What Is Mindfulness?

Mindfulness means paying attention in a particular way:

on purpose,

in the present moment,

and non-judgmentally.

- Jon Kabat-Zinn


 

What Is Mindfulness?

Mindfulness is the awareness that emerges through paying attention on purpose, in the present moment, and nonjudgmental to things as they are.

Pay attention to what? you might ask. To anything, but especially to those aspects of life that we most take for granted or ignore. For instance, we might start paying attention to the basic components of experience, like how we feel, what is on our minds, and how we perceive or know anything at all. Mindfulness means paying attention to things as they actually are in any given moment, however they are, rather than as we want them to be. Why does paying attention in this way help? Because it is the exact antithesis to the type of ruminative thinking that makes low moods persist and return.

First, mindfulness is intentional. When we are cultivating mindfulness, we can be more aware of present reality and the choices available to us. We can act with awareness. By contrast, rumination is often an automatic reaction to whatever triggers us.

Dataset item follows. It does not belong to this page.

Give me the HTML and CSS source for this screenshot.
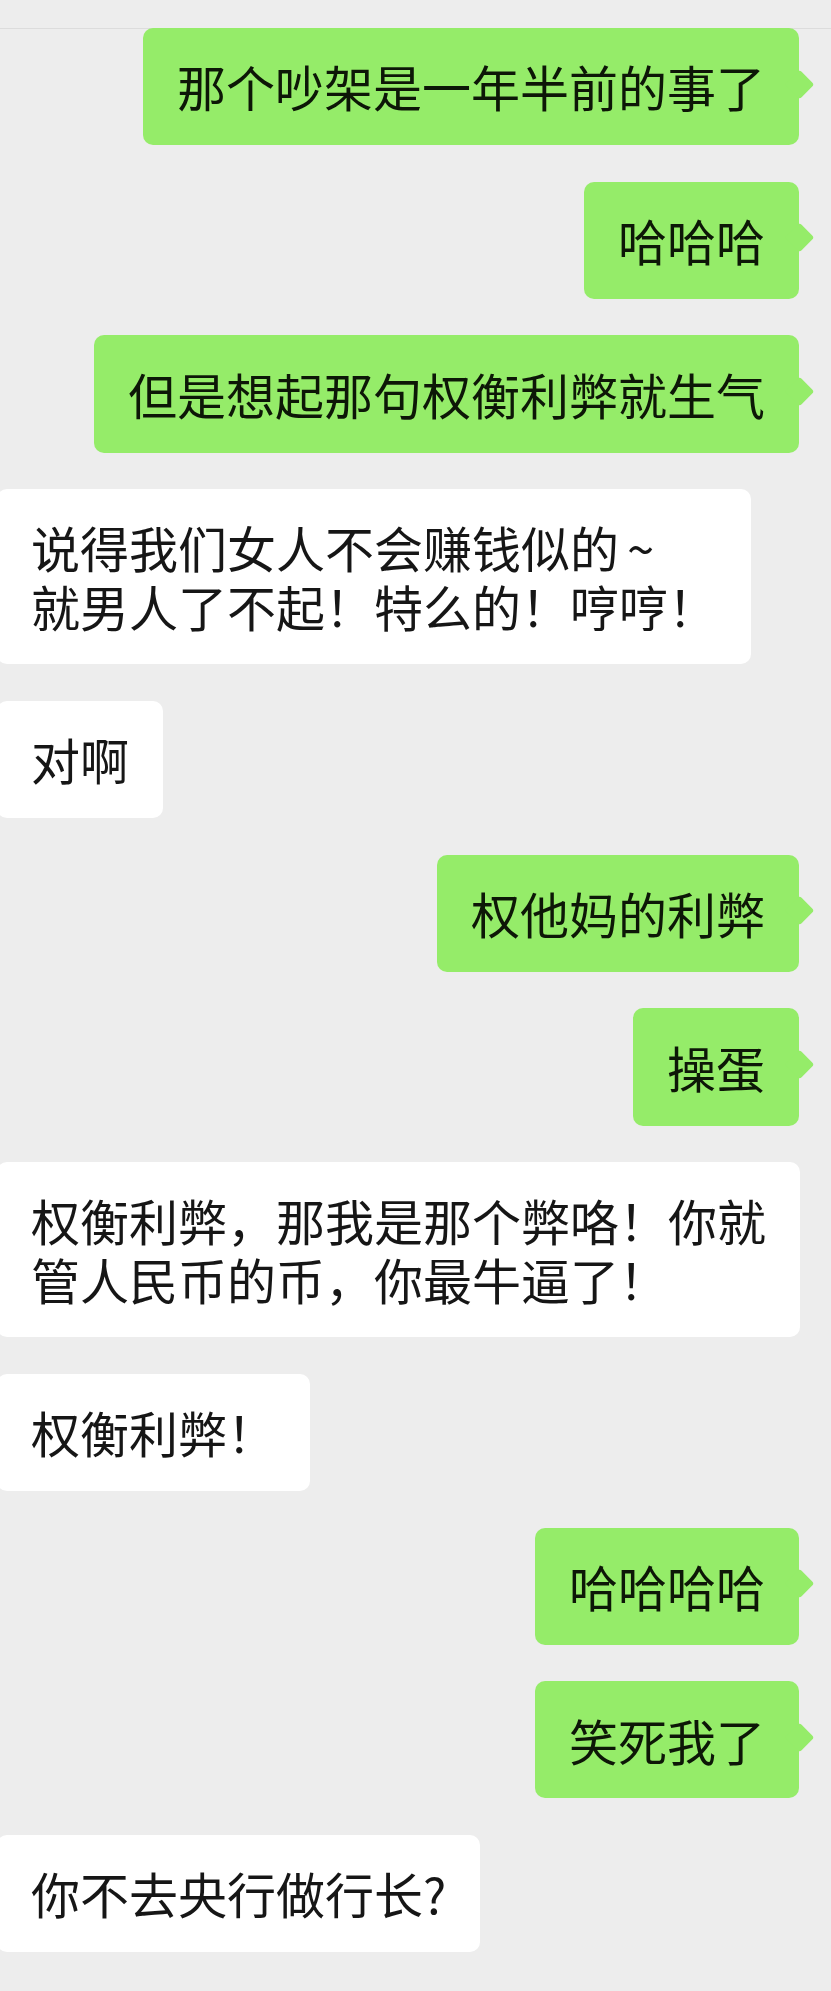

It is tantamount to unawareness, being lost in thought.

Second, mindfulness is experiential, and it focuses directly on present moment experience. By contrast, when we ruminate, our minds are preoccupied with thoughts and abstractions that are far away from direct sensory experience. Rumination propels our thoughts into the past or into an imagined future.

Third, mindfulness is non-judgmental. its virtue is that it allows us to see things as they actually are in the present moment and to allow them to be as they already are. By contrast, judging and evaluating are integral to rumination and the entire doing mode. Judgments of any sort (good or bad, right or wrong) imply that we or the things around us have to measure up in some way to an internal or external standard. The habit of judging ourselves severely disguises itself as an attempt to help us to live better lives and to be better people, but in actuality the habit of judging winds up functioning as an irrational tyrant that can never be satisfied.

Practicing mindfulness is more than just noticing things around us that we hadn’t noticed before It is learning to become aware of the particular mode of mind that gets us stuck when misapplied to ourselves and our emotional life.

With an increasing ability to sustain mindfulness, we can explore what happens when our emotions are allowed to come and go in awareness with a non-judgmental attitude and self-compassion. The practice of mindfulness teaches us to shift into being mode so that we can be more at peace with our emotions. Our emotions are not the enemy, after all, but messages that reconnect us in the most basic and intimate of ways with the adventure and experience of being alive.